Details
- Date: February 27, 1862 Around 7 a.m.
- Location: South of Ponchatoula, Louisiana
- Coordinates: 30°25′2″N 90°26′57″W﻿ / ﻿30.41722°N 90.44917°W
- Incident type: Head-on collision

Statistics
- Trains: 2
- Deaths: 28
- Injured: 10

= 1862 Ponchatoula train wreck =

Fatal train collision during the Civil War

The 1862 Ponchatoula train wreck was a train collision that occurred in Louisiana during the American Civil War.

==Background==
In 1861, the 7th Mississippi Infantry Regiment was formed in Corinth, Mississippi to serve the Confederate forces. By 1862, they had received marching orders and were to travel north to Tennessee. This journey began in February of 1862 and the forces were given a train as means of transport.

==Accident==
On February 27, 1862 the regiment train was heading northbound near Ponchatoula. At this time, a lumber train was also using this rail line and had failed to pull into a siding. Foggy conditions had also immensely reduced visibility.
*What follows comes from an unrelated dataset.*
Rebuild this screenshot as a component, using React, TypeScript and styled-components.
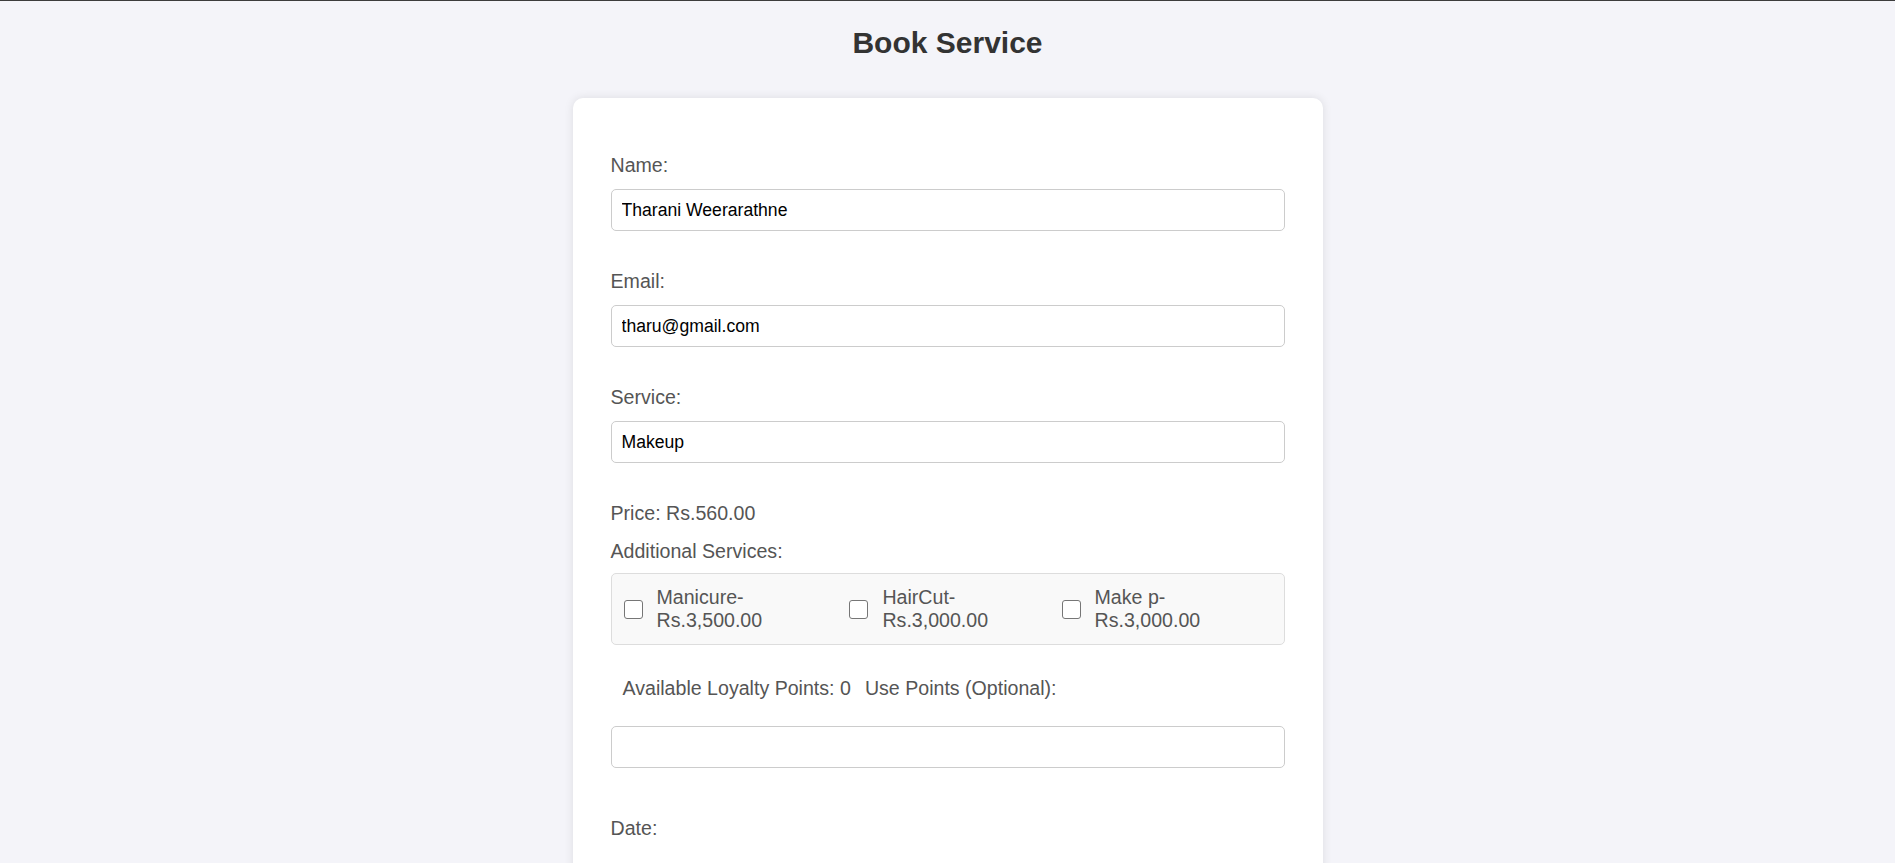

Around 7 a.m., the two trains collided head-on, resulting in the car closest to the train to telescope, resulting in a high number of casualties. Most of the soldiers on the train were asleep at the time of the impact.

Twenty-two died on-site, with another six dying later as a result of their injuries; 10 others were seriously wounded. Immediately following the collision, the engineer of the lumber train fled the site and hid in the nearby forest. He was eventually captured and tried, but all charges would be dropped.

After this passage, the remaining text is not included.